When the whole nation had finished crossing the Jordan, the Lord said to Joshua, “Choose twelve men from among the people, one from each tribe, and tell them to take up twelve stones from the middle of the Jordan, from right where the priests are standing, and carry them over with you and put them down at the place where you stay tonight.”
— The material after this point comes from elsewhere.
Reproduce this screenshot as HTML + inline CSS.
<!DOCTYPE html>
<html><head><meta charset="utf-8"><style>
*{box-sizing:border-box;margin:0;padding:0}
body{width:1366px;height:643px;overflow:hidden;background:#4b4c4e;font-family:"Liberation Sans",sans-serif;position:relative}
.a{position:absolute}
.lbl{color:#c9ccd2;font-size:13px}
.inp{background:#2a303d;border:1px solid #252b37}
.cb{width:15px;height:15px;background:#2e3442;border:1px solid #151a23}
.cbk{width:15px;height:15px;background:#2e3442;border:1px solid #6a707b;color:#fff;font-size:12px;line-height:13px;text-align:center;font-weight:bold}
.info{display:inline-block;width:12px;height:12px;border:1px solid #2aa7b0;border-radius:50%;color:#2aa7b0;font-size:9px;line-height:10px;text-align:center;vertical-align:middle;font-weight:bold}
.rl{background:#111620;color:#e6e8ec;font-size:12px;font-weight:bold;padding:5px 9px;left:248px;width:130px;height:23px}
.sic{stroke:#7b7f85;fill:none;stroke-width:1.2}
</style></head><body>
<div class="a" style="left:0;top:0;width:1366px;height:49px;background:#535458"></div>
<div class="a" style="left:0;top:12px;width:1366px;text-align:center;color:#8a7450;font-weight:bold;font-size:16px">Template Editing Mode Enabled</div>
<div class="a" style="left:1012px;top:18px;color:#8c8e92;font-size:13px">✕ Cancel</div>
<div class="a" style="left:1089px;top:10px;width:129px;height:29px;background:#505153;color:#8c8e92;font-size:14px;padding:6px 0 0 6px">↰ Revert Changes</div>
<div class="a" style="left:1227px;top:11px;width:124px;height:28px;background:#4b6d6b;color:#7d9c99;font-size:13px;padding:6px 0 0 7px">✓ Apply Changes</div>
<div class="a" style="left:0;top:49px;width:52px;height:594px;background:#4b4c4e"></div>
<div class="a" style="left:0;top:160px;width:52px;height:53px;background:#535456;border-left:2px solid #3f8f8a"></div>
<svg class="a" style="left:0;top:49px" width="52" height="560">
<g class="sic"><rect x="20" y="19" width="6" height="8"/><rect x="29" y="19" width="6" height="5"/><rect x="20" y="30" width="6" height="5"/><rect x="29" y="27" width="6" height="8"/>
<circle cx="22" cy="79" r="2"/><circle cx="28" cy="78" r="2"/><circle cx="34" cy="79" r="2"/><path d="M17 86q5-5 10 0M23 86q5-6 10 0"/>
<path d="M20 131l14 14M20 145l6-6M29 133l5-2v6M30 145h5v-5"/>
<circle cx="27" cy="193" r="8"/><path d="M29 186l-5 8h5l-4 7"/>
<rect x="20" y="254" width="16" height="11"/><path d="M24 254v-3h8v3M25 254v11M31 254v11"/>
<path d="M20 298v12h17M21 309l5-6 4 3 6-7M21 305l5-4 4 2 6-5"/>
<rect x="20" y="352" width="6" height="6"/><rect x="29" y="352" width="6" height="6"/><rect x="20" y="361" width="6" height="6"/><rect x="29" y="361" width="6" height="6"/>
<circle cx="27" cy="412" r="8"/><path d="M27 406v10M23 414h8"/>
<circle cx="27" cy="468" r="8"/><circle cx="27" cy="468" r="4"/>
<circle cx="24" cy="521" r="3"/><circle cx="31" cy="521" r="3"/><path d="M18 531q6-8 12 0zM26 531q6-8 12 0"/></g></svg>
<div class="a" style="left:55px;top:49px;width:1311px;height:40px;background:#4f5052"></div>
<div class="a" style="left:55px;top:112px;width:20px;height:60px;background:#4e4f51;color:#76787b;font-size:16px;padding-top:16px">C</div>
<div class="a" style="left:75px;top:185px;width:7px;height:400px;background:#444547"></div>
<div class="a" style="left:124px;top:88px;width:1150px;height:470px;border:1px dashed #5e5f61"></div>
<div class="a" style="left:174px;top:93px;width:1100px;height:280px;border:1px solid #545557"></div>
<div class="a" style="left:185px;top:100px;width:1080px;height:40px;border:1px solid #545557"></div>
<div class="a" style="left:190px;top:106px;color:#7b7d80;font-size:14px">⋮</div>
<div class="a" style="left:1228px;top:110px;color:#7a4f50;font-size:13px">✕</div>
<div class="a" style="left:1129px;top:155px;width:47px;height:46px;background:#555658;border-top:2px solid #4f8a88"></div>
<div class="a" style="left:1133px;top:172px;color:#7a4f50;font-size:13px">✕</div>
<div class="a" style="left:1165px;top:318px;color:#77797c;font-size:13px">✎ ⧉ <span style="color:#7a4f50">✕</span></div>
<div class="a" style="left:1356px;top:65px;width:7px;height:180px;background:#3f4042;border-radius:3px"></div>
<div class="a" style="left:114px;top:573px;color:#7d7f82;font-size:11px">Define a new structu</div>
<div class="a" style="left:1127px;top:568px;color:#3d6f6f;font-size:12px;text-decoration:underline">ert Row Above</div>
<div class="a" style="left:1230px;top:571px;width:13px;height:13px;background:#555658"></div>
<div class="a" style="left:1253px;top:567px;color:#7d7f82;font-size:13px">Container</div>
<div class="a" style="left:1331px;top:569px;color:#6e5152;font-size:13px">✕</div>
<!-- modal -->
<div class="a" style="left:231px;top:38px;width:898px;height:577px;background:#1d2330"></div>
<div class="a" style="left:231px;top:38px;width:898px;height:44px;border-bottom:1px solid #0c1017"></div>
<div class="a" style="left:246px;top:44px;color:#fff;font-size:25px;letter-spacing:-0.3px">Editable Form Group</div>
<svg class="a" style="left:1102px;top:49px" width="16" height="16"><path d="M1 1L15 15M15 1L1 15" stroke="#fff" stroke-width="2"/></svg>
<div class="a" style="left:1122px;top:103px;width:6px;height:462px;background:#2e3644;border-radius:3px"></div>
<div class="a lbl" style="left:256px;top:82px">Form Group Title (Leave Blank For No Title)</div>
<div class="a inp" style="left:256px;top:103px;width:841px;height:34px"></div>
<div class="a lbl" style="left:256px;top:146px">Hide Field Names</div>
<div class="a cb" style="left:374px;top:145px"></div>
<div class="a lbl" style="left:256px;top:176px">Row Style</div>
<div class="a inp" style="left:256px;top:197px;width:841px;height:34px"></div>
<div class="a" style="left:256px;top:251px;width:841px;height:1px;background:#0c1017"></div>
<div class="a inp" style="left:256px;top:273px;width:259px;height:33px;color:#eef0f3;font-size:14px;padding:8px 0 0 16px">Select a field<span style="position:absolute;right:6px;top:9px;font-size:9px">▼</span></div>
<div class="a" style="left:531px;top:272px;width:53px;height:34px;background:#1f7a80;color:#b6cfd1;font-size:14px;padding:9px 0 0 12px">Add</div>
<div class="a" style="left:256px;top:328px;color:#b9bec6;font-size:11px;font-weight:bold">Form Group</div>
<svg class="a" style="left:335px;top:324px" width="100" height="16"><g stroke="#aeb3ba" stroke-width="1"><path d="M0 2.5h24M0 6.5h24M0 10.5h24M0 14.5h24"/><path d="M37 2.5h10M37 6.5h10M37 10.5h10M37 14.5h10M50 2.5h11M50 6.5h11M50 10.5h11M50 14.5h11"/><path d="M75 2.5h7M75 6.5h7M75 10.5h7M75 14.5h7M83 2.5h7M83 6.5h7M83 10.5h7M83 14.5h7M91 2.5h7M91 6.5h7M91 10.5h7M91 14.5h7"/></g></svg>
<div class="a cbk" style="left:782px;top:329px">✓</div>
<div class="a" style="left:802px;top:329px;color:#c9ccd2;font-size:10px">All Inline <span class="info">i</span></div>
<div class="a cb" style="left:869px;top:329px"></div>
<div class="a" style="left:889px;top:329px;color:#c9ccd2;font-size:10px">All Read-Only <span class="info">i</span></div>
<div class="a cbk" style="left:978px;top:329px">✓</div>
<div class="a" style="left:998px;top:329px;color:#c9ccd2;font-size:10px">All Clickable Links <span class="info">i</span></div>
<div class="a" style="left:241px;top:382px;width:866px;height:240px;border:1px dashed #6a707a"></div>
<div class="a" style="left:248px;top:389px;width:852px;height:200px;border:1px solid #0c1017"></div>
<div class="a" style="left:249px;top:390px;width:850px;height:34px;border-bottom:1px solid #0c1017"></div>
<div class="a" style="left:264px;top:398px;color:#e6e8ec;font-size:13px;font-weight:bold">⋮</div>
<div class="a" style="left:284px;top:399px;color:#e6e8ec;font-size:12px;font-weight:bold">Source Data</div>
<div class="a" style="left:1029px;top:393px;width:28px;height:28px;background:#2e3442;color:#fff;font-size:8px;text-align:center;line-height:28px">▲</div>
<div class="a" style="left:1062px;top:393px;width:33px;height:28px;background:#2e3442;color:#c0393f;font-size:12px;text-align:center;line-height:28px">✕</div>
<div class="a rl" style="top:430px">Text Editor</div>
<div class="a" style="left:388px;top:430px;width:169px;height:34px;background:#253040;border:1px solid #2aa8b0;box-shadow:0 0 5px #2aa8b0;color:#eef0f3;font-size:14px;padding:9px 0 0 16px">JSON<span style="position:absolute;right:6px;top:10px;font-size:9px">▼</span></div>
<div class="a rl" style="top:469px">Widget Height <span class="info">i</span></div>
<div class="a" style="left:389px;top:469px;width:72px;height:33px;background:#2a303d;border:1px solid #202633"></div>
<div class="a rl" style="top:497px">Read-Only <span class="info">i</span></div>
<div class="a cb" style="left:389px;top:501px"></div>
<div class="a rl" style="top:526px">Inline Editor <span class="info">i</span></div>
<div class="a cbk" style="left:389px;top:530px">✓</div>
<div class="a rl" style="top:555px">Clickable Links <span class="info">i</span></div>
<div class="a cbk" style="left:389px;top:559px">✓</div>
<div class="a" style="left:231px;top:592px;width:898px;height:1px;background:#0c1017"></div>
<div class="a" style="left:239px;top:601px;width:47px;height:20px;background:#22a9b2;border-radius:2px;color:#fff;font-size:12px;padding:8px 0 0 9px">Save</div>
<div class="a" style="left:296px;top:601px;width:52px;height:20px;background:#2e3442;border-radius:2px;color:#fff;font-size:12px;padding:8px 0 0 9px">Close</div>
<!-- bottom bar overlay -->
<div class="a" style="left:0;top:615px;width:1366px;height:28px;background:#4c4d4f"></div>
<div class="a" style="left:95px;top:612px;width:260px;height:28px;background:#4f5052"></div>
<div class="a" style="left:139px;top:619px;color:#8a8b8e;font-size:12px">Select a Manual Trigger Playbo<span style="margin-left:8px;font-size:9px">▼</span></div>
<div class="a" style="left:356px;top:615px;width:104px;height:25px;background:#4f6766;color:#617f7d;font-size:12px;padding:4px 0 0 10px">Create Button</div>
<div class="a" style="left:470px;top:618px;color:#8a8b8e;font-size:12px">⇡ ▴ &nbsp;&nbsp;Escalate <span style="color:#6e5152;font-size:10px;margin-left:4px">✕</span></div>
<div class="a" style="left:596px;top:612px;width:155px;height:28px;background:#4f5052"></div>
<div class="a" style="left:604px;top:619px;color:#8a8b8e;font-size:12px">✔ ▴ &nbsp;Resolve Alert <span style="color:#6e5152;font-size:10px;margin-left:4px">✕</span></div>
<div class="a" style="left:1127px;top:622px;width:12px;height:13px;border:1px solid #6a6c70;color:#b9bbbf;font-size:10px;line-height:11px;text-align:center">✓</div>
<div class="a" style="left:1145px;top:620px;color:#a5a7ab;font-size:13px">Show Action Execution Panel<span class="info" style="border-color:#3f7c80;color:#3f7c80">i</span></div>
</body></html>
So Joshua called together the twelve men he had appointed from the Israelites, one from each tribe, and said to them, “Go over before the ark of the Lord your God into the middle of the Jordan. Each of you is to take up a stone on his shoulder, according to the number of the tribes of the Israelites, to serve as a sign among you. In the future, when your children ask you, ‘What do these stones mean?’ tell them that the flow of the Jordan was cut off before the ark of the covenant of the Lord. When it crossed the Jordan, the waters of the Jordan were cut off. These stones are to be a memorial to the people of Israel forever.”
So the Israelites did as Joshua commanded them. They took twelve stones from the middle of the Jordan, according to the number of the tribes of the Israelites, as the Lord had told Joshua; and they carried them over with them to their camp, where they put them down. Joshua set up the twelve stones that had been in the middle of the Jordan at the spot where the priests who carried the ark of the covenant had stood. And they are there to this day.
10 Now the priests who carried the ark remained standing in the middle of the Jordan until everything the Lord had commanded Joshua was done by the people, just as Moses had directed Joshua. The people hurried over, 11 and as soon as all of them had crossed, the ark of the Lord and the priests came to the other side while the people watched. 12 The men of Reuben, Gad and the half-tribe of Manasseh crossed over, ready for battle, in front of the Israelites, as Moses had directed them. 13 About forty thousand armed for battle crossed over before the Lord to the plains of Jericho for war.
14 That day the Lord exalted Joshua in the sight of all Israel; and they stood in awe of him all the days of his life, just as they had stood in awe of Moses.
15 Then the Lord said to Joshua, 16 “Command the priests carrying the ark of the covenant law to come up out of the Jordan.”
17 So Joshua commanded the priests, “Come up out of the Jordan.”
18 And the priests came up out of the river carrying the ark of the covenant of the Lord. No sooner had they set their feet on the dry ground than the waters of the Jordan returned to their place and ran at flood stage as before.
19 On the tenth day of the first month the people went up from the Jordan and camped at Gilgal on the eastern border of Jericho. 20 And Joshua set up at Gilgal the twelve stones they had taken out of the Jordan. 21 He said to the Israelites, “In the future when your descendants ask their parents, ‘What do these stones mean?’ 22 tell them, ‘Israel crossed the Jordan on dry ground.’ 23 For the Lord your God dried up the Jordan before you until you had crossed over. The Lord your God did to the Jordan what he had done to the Red Sea when he dried it up before us until we had crossed over. 24 He did this so that all the peoples of the earth might know that the hand of the Lord is powerful and so that you might always fear the Lord your God.”